Them: “What? Why?” [cue eye-roll]

Me: “Work is fun!”

Them: “…”

Choose a job you love and you will never have to work a day in your life.

Confucius

Check. Mission accomplished.

But, of course, it’s not always sunshine and roses. It took me a 20+-years career to understand the difference between “a job” and “working”. And while sometimes I’m bored with my job, that doesn’t mean that I’m not still in love with the concept of working.

I’m a workaholic and proud to be

I attended a productivity workshop this week. The moderator asked how many hours we would like to be working in an ideal day. The answers ranged from four to six. I was in team six… and I was lying.

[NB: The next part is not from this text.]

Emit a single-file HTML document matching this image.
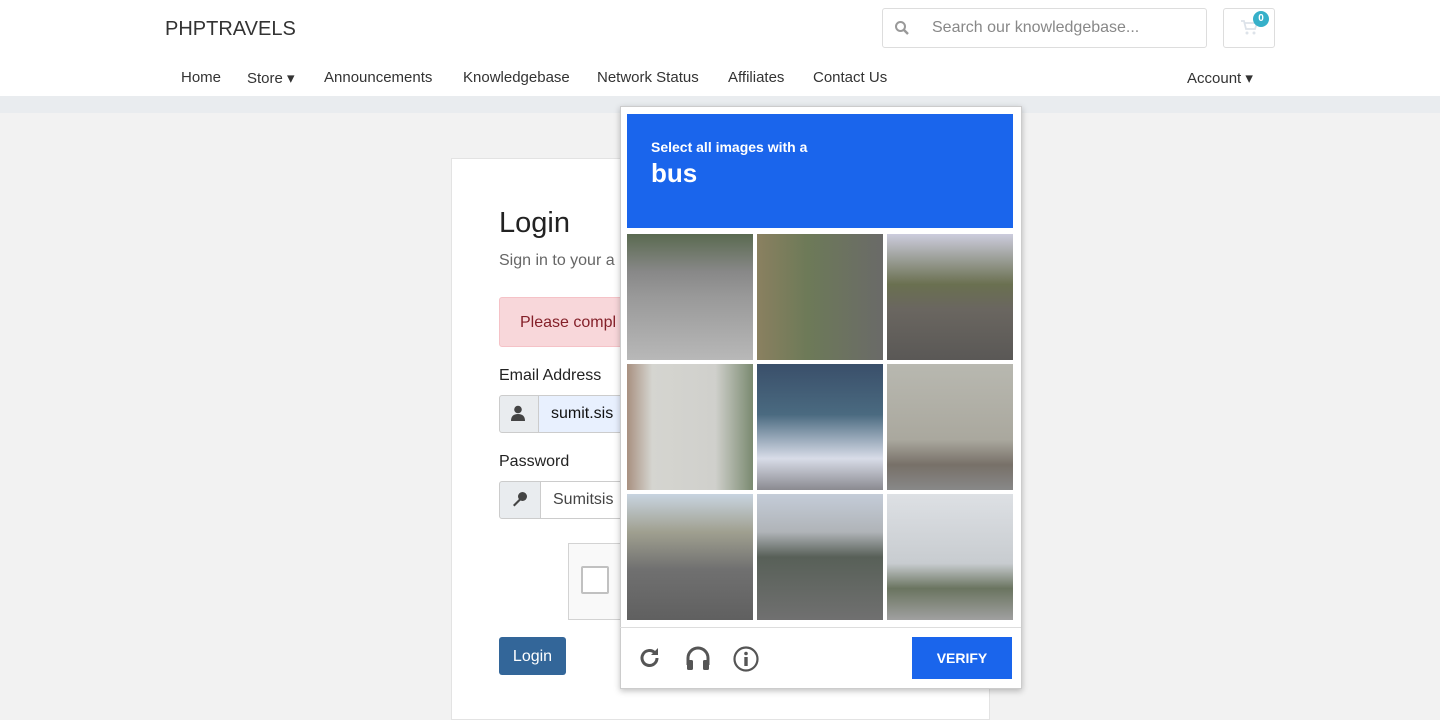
<!DOCTYPE html><html><head><style>
body{margin:0;width:1440px;height:696px;overflow:hidden;background:#f2f2f2;font-family:"Liberation Sans",sans-serif;position:relative}
.a{position:absolute}
.nav{font-size:15px;color:#333;top:69px}
.t{position:absolute;width:126px;height:126px}
</style></head><body>
<div class="a" style="left:0;top:0;width:1440px;height:96px;background:#fff"></div>
<div class="a" style="left:0;top:96px;width:1440px;height:17px;background:#e9ecef"></div>
<div class="a" style="left:165px;top:18px;font-size:20px;color:#333">PHPTRAVELS</div>
<div class="a" style="left:882px;top:8px;width:323px;height:38px;border:1px solid #ddd;border-radius:3px;background:#fff"></div>
<svg class="a" style="left:894px;top:20px" width="16" height="16" viewBox="0 0 16 16"><circle cx="6.5" cy="6.5" r="4.5" stroke="#999" stroke-width="2" fill="none"/><path d="M10 10l4 4" stroke="#999" stroke-width="2.4"/></svg>
<div class="a" style="left:932px;top:19px;font-size:16px;color:#888">Search our knowledgebase...</div>
<div class="a" style="left:1223px;top:8px;width:50px;height:38px;border:1px solid #ddd;border-radius:3px;background:#fff"></div>
<svg class="a" style="left:1241px;top:20px" width="17" height="15" viewBox="0 0 17 15"><path d="M0 1h3l2 8h9l2-6H4" stroke="#dde3ea" stroke-width="1.8" fill="none"/><circle cx="6" cy="13" r="1.5" fill="#dde3ea"/><circle cx="13" cy="13" r="1.5" fill="#dde3ea"/></svg>
<div class="a" style="left:1253px;top:11px;width:16px;height:16px;border-radius:8px;background:#36b0c9;color:#fff;font-size:10px;text-align:center;line-height:16px;font-weight:bold">0</div>
<div class="a nav" style="left:181px">Home</div>
<div class="a nav" style="left:247px">Store ▾</div>
<div class="a nav" style="left:324px">Announcements</div>
<div class="a nav" style="left:463px">Knowledgebase</div>
<div class="a nav" style="left:597px">Network Status</div>
<div class="a nav" style="left:728px">Affiliates</div>
<div class="a nav" style="left:813px">Contact Us</div>
<div class="a nav" style="left:1187px">Account ▾</div>

<div class="a" style="left:451px;top:158px;width:537px;height:560px;background:#fff;border:1px solid #e3e3e3"></div>
<div class="a" style="left:499px;top:207px;font-size:29px;color:#222">Login</div>
<div class="a" style="left:499px;top:252px;font-size:16px;color:#666">Sign in to your a</div>
<div class="a" style="left:499px;top:297px;width:140px;height:48px;background:#f8d7da;border:1px solid #f5c2c7;border-radius:3px"></div>
<div class="a" style="left:520px;top:314px;font-size:16px;color:#842029">Please compl</div>
<div class="a" style="left:499px;top:367px;font-size:16px;color:#222">Email Address</div>
<div class="a" style="left:499px;top:395px;width:39px;height:36px;background:#e9ecef;border:1px solid #ccc;border-radius:3px 0 0 3px"></div>
<div class="a" style="left:538px;top:395px;width:100px;height:36px;background:#e8f0fe;border:1px solid #ccc"></div>
<div class="a" style="left:551px;top:405px;font-size:16px;color:#111">sumit.sis</div>
<svg class="a" style="left:511px;top:405px" width="14" height="16" viewBox="0 0 14 16"><circle cx="7" cy="4.5" r="3.8" fill="#444"/><path d="M0 16q0-7 7-7t7 7z" fill="#444"/></svg>
<div class="a" style="left:499px;top:453px;font-size:16px;color:#222">Password</div>
<div class="a" style="left:499px;top:481px;width:41px;height:36px;background:#e9ecef;border:1px solid #ccc;border-radius:3px 0 0 3px"></div>
<div class="a" style="left:540px;top:481px;width:100px;height:36px;background:#fff;border:1px solid #ccc"></div>
<div class="a" style="left:553px;top:491px;font-size:16px;color:#444">Sumitsis</div>
<svg class="a" style="left:512px;top:491px" width="16" height="16" viewBox="0 0 16 16"><circle cx="10.5" cy="5.5" r="4.5" fill="#444"/><path d="M8 7L1 14l1.5 1.5L9.5 8.5z" fill="#444"/></svg>
<div class="a" style="left:568px;top:543px;width:60px;height:75px;background:#f9f9f9;border:1px solid #d3d3d3"></div>
<div class="a" style="left:581px;top:566px;width:24px;height:24px;border:2px solid #c1c1c1;background:#fff;border-radius:2px"></div>
<div class="a" style="left:499px;top:637px;width:67px;height:38px;background:#336699;border-radius:3px;color:#fff;font-size:16px;text-align:center;line-height:40px">Login</div>

<div class="a" style="left:620px;top:106px;width:400px;height:581px;background:#fff;border:1px solid #ccc;box-shadow:0 2px 6px rgba(0,0,0,.25)"></div>
<div class="a" style="left:627px;top:114px;width:386px;height:114px;background:#1a65ec"></div>
<div class="a" style="left:651px;top:139px;font-size:14px;color:#fff;font-weight:bold">Select all images with a</div>
<div class="a" style="left:651px;top:158px;font-size:26px;color:#fff;font-weight:bold">bus</div>
<div class="t" style="left:627px;top:234px;background:linear-gradient(#5a6a50 0%,#888 30%,#999 50%,#b8b8b8 100%)"></div>
<div class="t" style="left:757px;top:234px;background:linear-gradient(90deg,#8a8060,#6d7a58 40%,#6a6a68 100%)"></div>
<div class="t" style="left:887px;top:234px;background:linear-gradient(#ccd 0%,#6a7050 40%,#6a6660 60%,#5a5856 100%)"></div>
<div class="t" style="left:627px;top:364px;background:linear-gradient(90deg,#a89080,#d5d5d0 20%,#d0d0cc 70%,#7a8a70 100%)"></div>
<div class="t" style="left:757px;top:364px;background:linear-gradient(#3a4f6a 0%,#4a6a80 40%,#d8dce8 75%,#8a8a90 100%)"></div>
<div class="t" style="left:887px;top:364px;background:linear-gradient(#b8b8b0 0%,#aaa89e 60%,#777068 80%,#888 100%)"></div>
<div class="t" style="left:627px;top:494px;background:linear-gradient(#c8d4e0 0%,#a0a090 30%,#707070 60%,#606060 100%)"></div>
<div class="t" style="left:757px;top:494px;background:linear-gradient(#c4ccd8 0%,#b0b4b8 30%,#586058 50%,#707070 100%)"></div>
<div class="t" style="left:887px;top:494px;background:linear-gradient(#dde0e4 0%,#c8ccd0 55%,#6a7460 75%,#a0a0a0 100%)"></div>
<div class="a" style="left:620px;top:627px;width:401px;height:1px;background:#ddd"></div>
<svg class="a" style="left:638px;top:646px" width="24" height="24" viewBox="0 0 24 24"><path d="M19 12a7.5 7.5 0 1 1-2.2-5.3" stroke="#555" stroke-width="3" fill="none"/><path d="M20 2v7h-7z" fill="#555"/></svg>
<svg class="a" style="left:685px;top:645px" width="26" height="26" viewBox="0 0 26 26"><path d="M3 20v-7a10 10 0 0 1 20 0v7" stroke="#555" stroke-width="3" fill="none"/><rect x="2" y="15" width="6" height="10" rx="1.5" fill="#555"/><rect x="18" y="15" width="6" height="10" rx="1.5" fill="#555"/></svg>
<svg class="a" style="left:733px;top:646px" width="26" height="26" viewBox="0 0 26 26"><circle cx="13" cy="13" r="11.5" stroke="#555" stroke-width="2.2" fill="none"/><circle cx="13" cy="7.5" r="1.8" fill="#555"/><rect x="11.3" y="11" width="3.4" height="9" fill="#555"/></svg>
<div class="a" style="left:912px;top:637px;width:100px;height:42px;background:#1a65ec;color:#fff;font-weight:bold;font-size:14px;text-align:center;line-height:42px">VERIFY</div>
</body></html>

Ideally, I’d like to spend no more than six hours of my day on client work, but that doesn’t mean I would not continue producing content, writing, organizing conferences and happy hours, giving talks and workshops, bouncing ideas off a like-minded network, learning a new skill, and more.

That doesn’t mean I wouldn’t still be working.

As much as I enjoy the occasional break and putting my brain on pause for a while, I get bored really fast. It’s my curse. But it’s also a gift I chose to nurture instead of repress.

That’s how I became a digital nomad. When I realized I could combine two of my favorite things (working and traveling) I was on cloud nine. Those two things were no longer opposing each other, in the traditional work-vacation way.

That’s also how I embraced the idea of being a multipotentialite. And made peace with the fact that juggling several project was a way for me to find balance.

The underlining theme of all that was simple: my love of working.

More often than not, in people’s minds, work is the enemy of fun. But what if we changed our definition of work? What if work became the act of creating something? What if we redefined our goals and tried to become masters at creating that thing? Wouldn’t work become a lot more interesting?